Democratic presidential candidate Bernie Sanders in Columbia, S.C., June 22, 2019. (Randall Hill/Reuters)

Senator Bernie Sanders declined to say Tuesday whether his Medicare for All plan would cause some to lose their doctors, instead emphasizing that every American will have access to a doctor.

The Democratic presidential contender dodged during a CNN appearance when pressed on whether some doctors would decide to make themselves available only to the wealthy and not to see Medicare patients.

“That is not the way the system is going to work,” the Vermont senator said. “The system is going to work similarly to what exists in Canada, and what we are going to see is an expansion of Medicare where almost all doctors are now in Medicare to cover every man, woman, and child in this country.”

Medicare for All would require a four-year transition period under Sanders’s plan, the senator said.

“As you know eligibility for Medicare is 65. We take it down at the end of the first year.
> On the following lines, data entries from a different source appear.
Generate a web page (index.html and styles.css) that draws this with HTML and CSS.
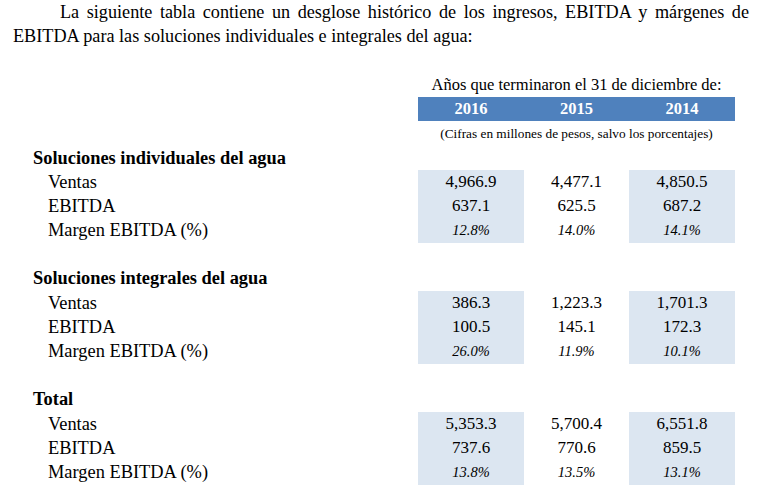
FILE: index.html
```html
<!DOCTYPE html>
<html lang="es">
<head>
<meta charset="utf-8">
<title>Desglose histórico</title>
<link rel="stylesheet" href="styles.css">
</head>
<body>
<p class="intro">La siguiente tabla contiene un desglose histórico de los ingresos, EBITDA y márgenes de EBITDA para las soluciones individuales e integrales del agua:</p>

<div class="table">
  <div class="row caption-row"><span></span><span class="span3">Años que terminaron el 31 de diciembre de:</span></div>
  <div class="row years"><span class="blank"></span><span>2016</span><span>2015</span><span>2014</span></div>
  <div class="row note-row"><span></span><span class="span3">(Cifras en millones de pesos, salvo los porcentajes)</span></div>

  <div class="row head"><span>Soluciones individuales del agua</span></div>
  <div class="row"><span class="label">Ventas</span><span class="num shade">4,966.9</span><span class="num">4,477.1</span><span class="num shade">4,850.5</span></div>
  <div class="row"><span class="label">EBITDA</span><span class="num shade">637.1</span><span class="num">625.5</span><span class="num shade">687.2</span></div>
  <div class="row"><span class="label">Margen EBITDA (%)</span><span class="num pct shade">12.8%</span><span class="num pct">14.0%</span><span class="num pct shade">14.1%</span></div>

  <div class="row spacer"></div>
  <div class="row head"><span>Soluciones integrales del agua</span></div>
  <div class="row"><span class="label">Ventas</span><span class="num shade">386.3</span><span class="num">1,223.3</span><span class="num shade">1,701.3</span></div>
  <div class="row"><span class="label">EBITDA</span><span class="num shade">100.5</span><span class="num">145.1</span><span class="num shade">172.3</span></div>
  <div class="row"><span class="label">Margen EBITDA (%)</span><span class="num pct shade">26.0%</span><span class="num pct">11.9%</span><span class="num pct shade">10.1%</span></div>

  <div class="row spacer"></div>
  <div class="row head"><span>Total</span></div>
  <div class="row"><span class="label">Ventas</span><span class="num shade">5,353.3</span><span class="num">5,700.4</span><span class="num shade">6,551.8</span></div>
  <div class="row"><span class="label">EBITDA</span><span class="num shade">737.6</span><span class="num">770.6</span><span class="num shade">859.5</span></div>
  <div class="row"><span class="label">Margen EBITDA (%)</span><span class="num pct shade">13.8%</span><span class="num pct">13.5%</span><span class="num pct shade">13.1%</span></div>
</div>
</body>
</html>
```

FILE: styles.css
```css
html, body {
  margin: 0;
  padding: 0;
  background: #ffffff;
}

body {
  font-family: "Liberation Serif", "Times New Roman", serif;
  color: #000;
  font-size: 18.4px;
}

.intro {
  margin: 0;
  padding: 0 16px 0 13px;
  font-size: 18.2px;
  line-height: 24px;
  text-align: justify;
  text-indent: 47px;
}

.table {
  margin-top: 25px;
  width: 735px;
}

.row {
  display: grid;
  grid-template-columns: 418px 106px 105px 106px;
  height: 24.33px;
  align-items: stretch;
}

.row > span {
  display: flex;
  align-items: center;
}

.span3 {
  grid-column: 2 / span 3;
  justify-content: center;
}

.caption-row {
  height: 24px;
  font-size: 16.5px;
}

.years {
  height: 24px;
  font-weight: bold;
  font-size: 16.5px;
  color: #ffffff;
}

.years > span {
  background: #4f81bd;
  justify-content: center;
}

.years > .blank {
  background: transparent;
}

.note-row {
  height: 25px;
  font-size: 13.3px;
}

.head {
  height: 24px;
  font-weight: bold;
}

.head > span {
  padding-left: 33px;
  grid-column: 1 / span 4;
}

.spacer {
  height: 24px;
}

.label {
  padding-left: 48px;
}

.num {
  justify-content: center;
  font-size: 17px;
}

.pct {
  font-style: italic;
  font-size: 14.5px;
}

.shade {
  background: #dce6f1;
}
```
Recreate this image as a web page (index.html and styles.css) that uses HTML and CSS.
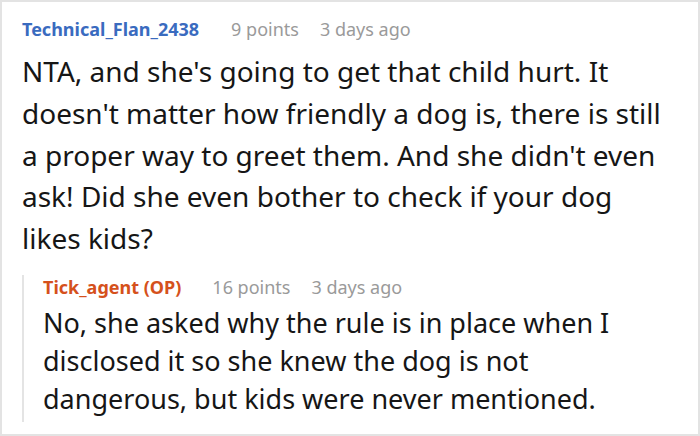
FILE: index.html
```html
<!DOCTYPE html>
<html>
<head>
<meta charset="utf-8">
<link rel="stylesheet" href="styles.css">
</head>
<body>
<div class="frame">
  <div class="comment">
    <div class="meta">
      <span class="user">Technical_Flan_2438</span>
      <span class="pts">9 points</span>
      <span class="ago">3 days ago</span>
    </div>
    <p class="text">NTA, and she's going to get that child hurt. It doesn't matter how friendly a dog is, there is still a proper way to greet them. And she didn't even ask! Did she even bother to check if your dog likes kids?</p>
    <div class="reply">
      <div class="meta rmeta">
        <span class="user op">Tick_agent (OP)</span>
        <span class="pts rpts">16 points</span>
        <span class="ago">3 days ago</span>
      </div>
      <p class="text rtext">No, she asked why the rule is in place when I disclosed it so she knew the dog is not dangerous, but kids were never mentioned.</p>
    </div>
  </div>
</div>
</body>
</html>
```
FILE: styles.css
```css
html, body { margin: 0; padding: 0; background: #fff; }
body { font-family: "Noto Sans", sans-serif; }
.frame {
  width: 700px; height: 436px; box-sizing: border-box;
  border: 2px solid #e3e3e3; overflow: hidden;
}
.comment { padding: 15px 22px 0 20px; }
.meta { display: flex; align-items: baseline; font-size: 18px; line-height: 24px; white-space: nowrap; }
.user { font-weight: bold; color: #3a6bbf; margin-right: 32px; }
.op { color: #d5511c; margin-right: 31px; }
.pts { color: #9a9a9a; margin-right: 21px; }
.rpts { margin-right: 21px; }
.ago { color: #9a9a9a; }
.text { margin: 10px 0 0 0; font-size: 28px; line-height: 41.75px; color: #161616; }
.reply { margin-top: 24px; margin-left: 0; border-left: 2px solid #e4e4e4; padding-left: 19px; }
.rmeta { margin-top: -9px; }
.rtext {
  margin-top: 5.5px; margin-bottom: 0; padding-bottom: 4px;
  font-size: 27px; line-height: 38px; width: 630px;
}
```
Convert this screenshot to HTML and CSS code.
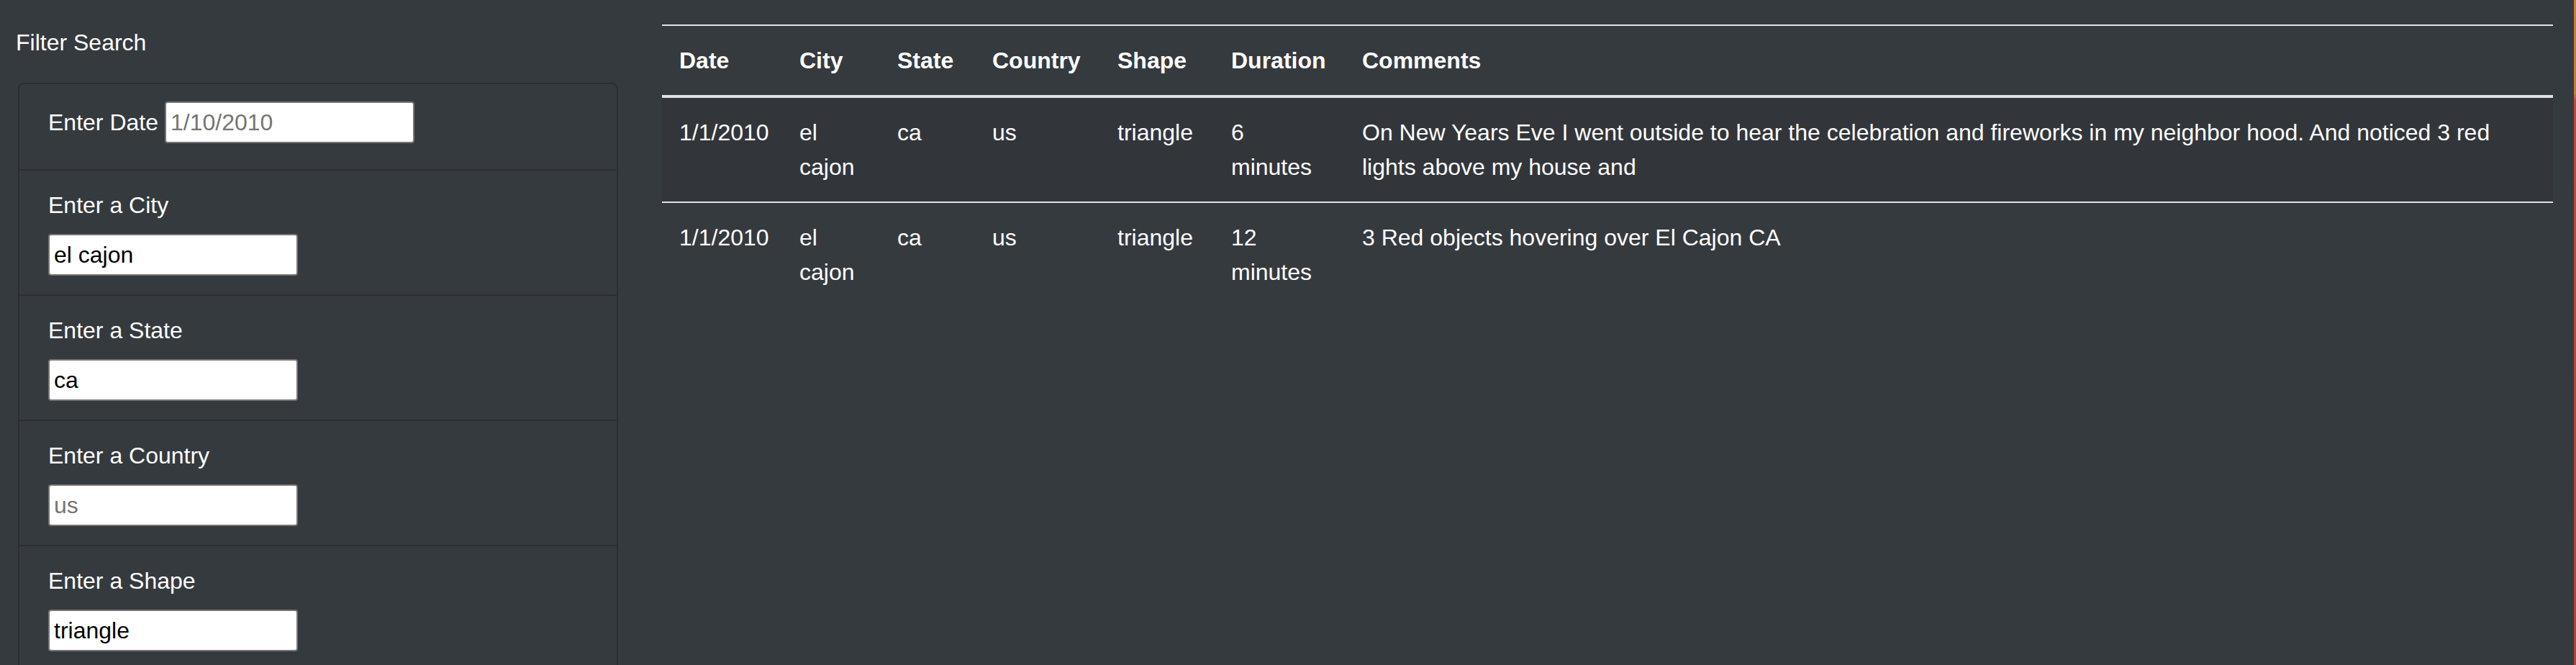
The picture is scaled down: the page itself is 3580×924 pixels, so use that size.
FILE: index.html
```html
<!DOCTYPE html>
<html lang="en">
<head>
<meta charset="utf-8">
<title>UFO Sightings</title>
<link rel="stylesheet" href="styles.css">
</head>
<body>
<div class="page">
  <aside class="sidebar">
    <div class="title">Filter Search</div>
    <div class="card">
      <div class="item item-inline">
        <label class="label-inline" for="datetime">Enter Date</label>
        <input class="field" id="datetime" type="text" placeholder="1/10/2010">
      </div>
      <div class="item">
        <label class="label" for="city">Enter a City</label>
        <input class="field" id="city" type="text" value="el cajon">
      </div>
      <div class="item">
        <label class="label" for="state">Enter a State</label>
        <input class="field" id="state" type="text" value="ca">
      </div>
      <div class="item">
        <label class="label" for="country">Enter a Country</label>
        <input class="field" id="country" type="text" placeholder="us">
      </div>
      <div class="item">
        <label class="label" for="shape">Enter a Shape</label>
        <input class="field" id="shape" type="text" value="triangle">
      </div>
    </div>
  </aside>
  <main class="main">
    <table class="ufo-table">
      <thead>
        <tr>
          <th class="c-date">Date</th>
          <th class="c-city">City</th>
          <th class="c-state">State</th>
          <th class="c-country">Country</th>
          <th class="c-shape">Shape</th>
          <th class="c-duration">Duration</th>
          <th class="c-comments">Comments</th>
        </tr>
      </thead>
      <tbody>
        <tr class="striped">
          <td>1/1/2010</td>
          <td>el cajon</td>
          <td>ca</td>
          <td>us</td>
          <td>triangle</td>
          <td>6 minutes</td>
          <td>On New Years Eve I went outside to hear the celebration and fireworks in my neighbor hood. And noticed 3 red lights above my house and</td>
        </tr>
        <tr>
          <td>1/1/2010</td>
          <td>el cajon</td>
          <td>ca</td>
          <td>us</td>
          <td>triangle</td>
          <td>12 minutes</td>
          <td>3 Red objects hovering over El Cajon CA</td>
        </tr>
      </tbody>
    </table>
  </main>
  <div class="edge"></div>
</div>
</body>
</html>
```

FILE: styles.css
```css
html, body {
  margin: 0;
  padding: 0;
}

body {
  background: #353a3f;
  color: #ffffff;
  font-family: "Liberation Sans", Arial, sans-serif;
  font-size: 32px;
  line-height: 48px;
  height: 924px;
  overflow: hidden;
}

.page {
  display: flex;
  height: 924px;
}

.sidebar {
  width: 834px;
  margin-left: 25px;
  padding-top: 35px;
  flex: none;
}

.title {
  margin: 0 0 32px -3px;
}

.card {
  border: 2px solid #2a2e33;
  border-radius: 8px;
}

.item {
  padding: 24px 40px 26px;
  border-top: 2px solid #2a2e33;
}

.item-inline {
  border-top: 0;
  display: flex;
  align-items: baseline;
  gap: 9px;
  padding-bottom: 36px;
}

.label {
  display: block;
  margin-bottom: 16px;
}

.label-inline {
  display: block;
}

.field {
  box-sizing: border-box;
  width: 347px;
  height: 58px;
  border: 2px solid #767676;
  border-radius: 4px;
  padding: 0 6px;
  margin: 0;
  background: #ffffff;
  color: #000000;
  font-family: "Liberation Sans", Arial, sans-serif;
  font-size: 32px;
  display: block;
}

.field::placeholder {
  color: #757575;
}

.main {
  flex: 1;
  margin-left: 61px;
  padding-top: 34px;
}

.ufo-table {
  width: 2628px;
  table-layout: fixed;
  border-collapse: separate;
  border-spacing: 0;
}

.ufo-table th,
.ufo-table td {
  padding: 24px;
  text-align: left;
  vertical-align: top;
  line-height: 48px;
}

.ufo-table th {
  font-weight: bold;
  border-top: 2px solid #dee2e6;
  border-bottom: 4px solid #dee2e6;
}

.ufo-table tbody tr + tr td {
  border-top: 2px solid #dee2e6;
}

.ufo-table .striped td {
  background: #32363b;
}

.c-date { width: 167px; }
.c-city { width: 136px; }
.c-state { width: 132px; }
.c-country { width: 174px; }
.c-shape { width: 158px; }
.c-duration { width: 182px; }
.c-comments { width: auto; }

.ufo-table th { box-sizing: border-box; }

.edge {
  width: 3px;
  flex: none;
  margin-left: 29px;
  background: linear-gradient(#c6803d 0, #c27a3d 130px, #b64c3c 140px, #ae433d 924px);
}
```
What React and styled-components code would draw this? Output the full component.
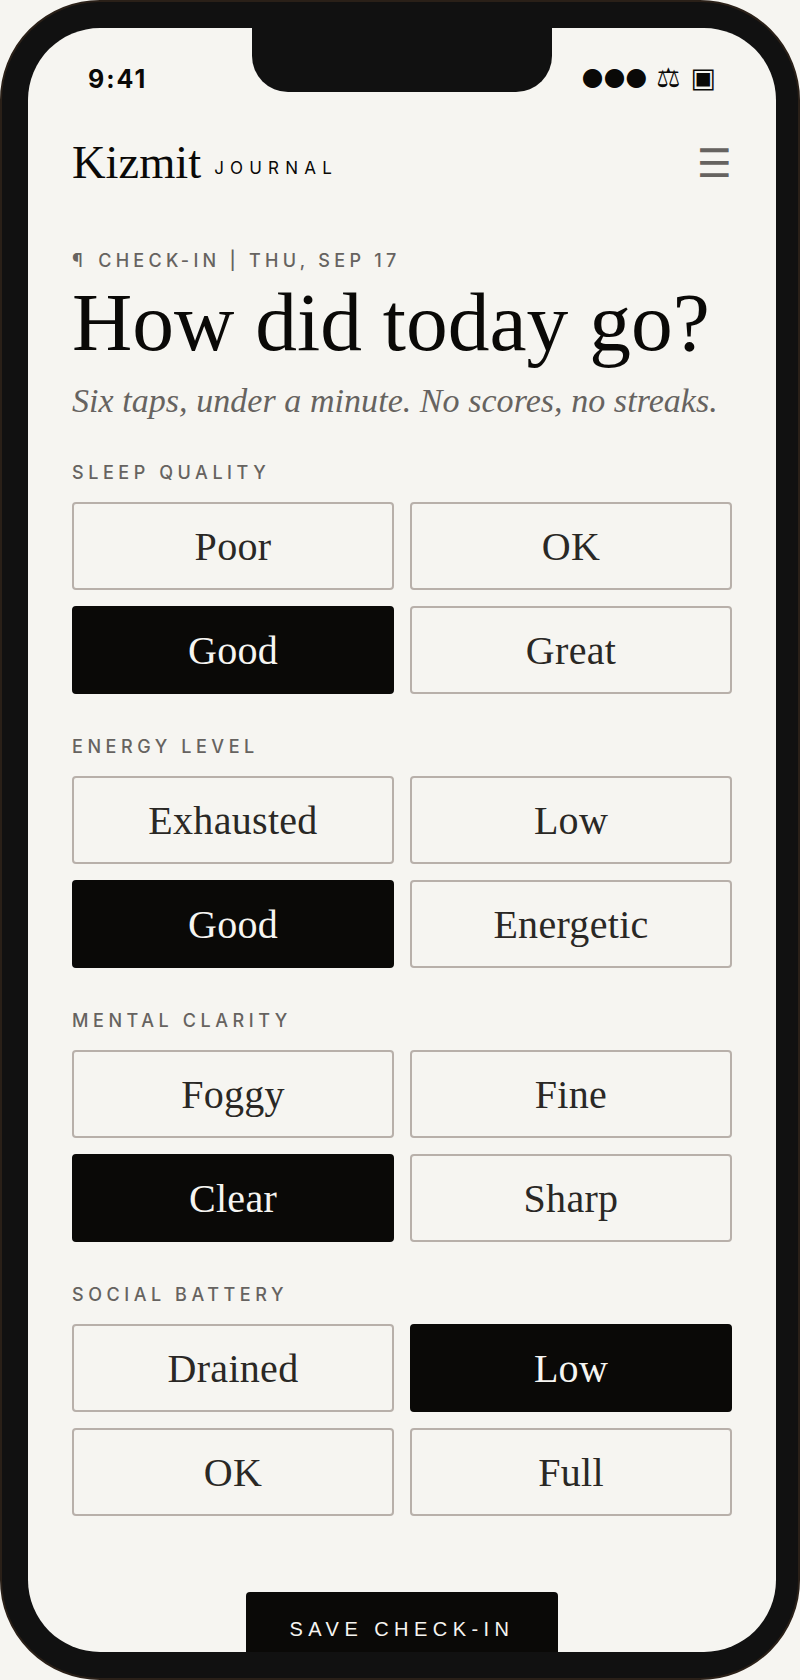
import React from 'react';
import styled, { createGlobalStyle } from 'styled-components';

const SERIF = "'Liberation Serif', 'Noto Serif', serif";
const SANS = "'Liberation Sans', Arial, sans-serif";
const WORK = "Inter, 'Liberation Sans', sans-serif";

const sections = [
  { label: 'Sleep quality', options: ['Poor', 'OK', 'Good', 'Great'], active: 'Good' },
  { label: 'Energy level', options: ['Exhausted', 'Low', 'Good', 'Energetic'], active: 'Good' },
  { label: 'Mental clarity', options: ['Foggy', 'Fine', 'Clear', 'Sharp'], active: 'Clear' },
  { label: 'Social battery', options: ['Drained', 'Low', 'OK', 'Full'], active: 'Low' },
];

const App = () => (
  <>
    <GlobalStyle />
    <Phone>
      <Screen>
        <Notch />
        <StatusBar>
          <Time>9:41</Time>
          <StatusIcons>
            <Dots>●●●</Dots>
            <Glyph>⚖</Glyph>
            <Glyph>▣</Glyph>
          </StatusIcons>
        </StatusBar>
        <Header>
          <Brand>
            <Logo>Kizmit</Logo>
            <LogoTag>Journal</LogoTag>
          </Brand>
          <Menu>☰</Menu>
        </Header>
        <Eyebrow>
          <Pilcrow>¶</Pilcrow> Check-in | Thu, Sep 17
        </Eyebrow>
        <Title>How did today go?</Title>
        <Tagline>Six taps, under a minute. No scores, no streaks.</Tagline>
        {sections.map((section) => (
          <Section key={section.label}>
            <SectionLabel>{section.label}</SectionLabel>
            <Options>
              {section.options.map((option) => (
                <Option key={option} $active={option === section.active}>
                  {option}
                </Option>
              ))}
            </Options>
          </Section>
        ))}
        <SaveButton>Save check-in</SaveButton>
      </Screen>
    </Phone>
  </>
);

export default App;

const GlobalStyle = createGlobalStyle`
  html, body {
    margin: 0;
    padding: 0;
    background: #f6f5f1;
  }
`;

const Phone = styled.div`
  width: 800px;
  height: 1680px;
  box-sizing: border-box;
  padding: 26px 22px 26px 26px;
  border: 2px solid #2a2018;
  border-radius: 100px;
  background: #111111;
  overflow: hidden;
`;

const Screen = styled.div`
  position: relative;
  height: 100%;
  box-sizing: border-box;
  padding: 0 44px;
  background: #f6f5f1;
  border-radius: 72px;
  overflow: hidden;
  color: #0a0907;
`;

const Notch = styled.div`
  position: absolute;
  top: 0;
  left: 224px;
  width: 300px;
  height: 64px;
  background: #111111;
  border-radius: 0 0 36px 36px;
`;

const StatusBar = styled.div`
  display: flex;
  justify-content: space-between;
  align-items: center;
  height: 102px;
  padding: 0 16px;
`;

const Time = styled.span`
  font-family: ${WORK};
  font-size: 25px;
  font-weight: 700;
  letter-spacing: 2px;
`;

const StatusIcons = styled.div`
  display: flex;
  align-items: center;
  gap: 10px;
  padding-bottom: 4px;
  font-family: 'DejaVu Sans', sans-serif;
  font-size: 27px;
`;

const Dots = styled.span`
  font-size: 25px;
  margin-bottom: 2px;
  margin-right: -1px;
`;

const Glyph = styled.span``;

const Header = styled.div`
  display: flex;
  justify-content: space-between;
  align-items: center;
  height: 60px;
  margin-top: 2px;
`;

const Brand = styled.div`
  display: flex;
  align-items: center;
  gap: 13px;
`;

const Logo = styled.span`
  font-family: ${SERIF};
  font-size: 46.5px;
`;

const LogoTag = styled.span`
  margin-top: 12px;
  font-family: ${WORK};
  font-size: 17px;
  letter-spacing: 6.2px;
  text-transform: uppercase;
`;

const Menu = styled.span`
  margin-top: 2px;
  font-family: 'DejaVu Sans', sans-serif;
  font-size: 39px;
  color: #666360;
`;

const Eyebrow = styled.div`
  margin-top: 58px;
  font-family: ${WORK};
  font-size: 18px;
  font-weight: 500;
  letter-spacing: 4.27px;
  text-transform: uppercase;
  color: #666360;
`;

const Pilcrow = styled.span`
  margin-right: 2px;
`;

const Title = styled.h1`
  margin: 7px 0 0;
  font-family: ${SERIF};
  font-size: 83.5px;
  font-weight: 400;
  line-height: 88px;
  white-space: nowrap;
`;

const Tagline = styled.p`
  margin: 16px 0 0;
  font-family: ${SERIF};
  font-size: 34px;
  font-style: italic;
  letter-spacing: 0.05px;
  color: #666360;
  white-space: nowrap;
`;

const Section = styled.section`
  margin-top: 42px;
`;

const SectionLabel = styled.div`
  font-family: ${WORK};
  font-size: 18px;
  font-weight: 500;
  letter-spacing: 4.55px;
  text-transform: uppercase;
  color: #666360;
  margin-bottom: 19px;
`;

const Options = styled.div`
  display: grid;
  grid-template-columns: 1fr 1fr;
  gap: 16px;
`;

const Option = styled.div`
  display: flex;
  align-items: center;
  justify-content: center;
  height: 88px;
  box-sizing: border-box;
  border: 2px solid ${(props) => (props.$active ? '#0a0907' : '#b8b0aa')};
  border-radius: 4px;
  background: ${(props) => (props.$active ? '#0a0907' : 'transparent')};
  color: ${(props) => (props.$active ? '#f6f5f1' : '#2a2825')};
  font-family: ${SERIF};
  font-size: 40px;
  letter-spacing: 0.3px;
`;

const SaveButton = styled.div`
  width: 312px;
  height: 88px;
  margin: 76px auto 0;
  padding-top: 26px;
  box-sizing: border-box;
  border-radius: 4px;
  background: #0a0907;
  color: #f6f5f1;
  font-family: ${SANS};
  font-size: 20px;
  letter-spacing: 5.45px;
  text-align: center;
  text-transform: uppercase;
`;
To 55 next year, 45 next year, and then we cover every man, woman, and child,” Sanders said.

However, when asked to clarify whether he could “100 percent guarantee to all Americans that their existing doctor would see them under this plan,” the self-described Democratic socialist demurred.

“Every American will be able to go to the doctor they want because doctors will be in the Medicare for All single-payer program as they are right now in the Medicare program,” he said.

Other Democratic presidential hopefuls have repeated former president Barack Obama’s familiar promise that “If you like your doctor, you will be able to keep your doctor” under a single-payer health-care system.

“The vast majority of doctors will be in that system, and you can keep your doctor under that system,” said Senator Kamala Harris, who is a co-sponsor of Sanders’s Medicare for All legislation.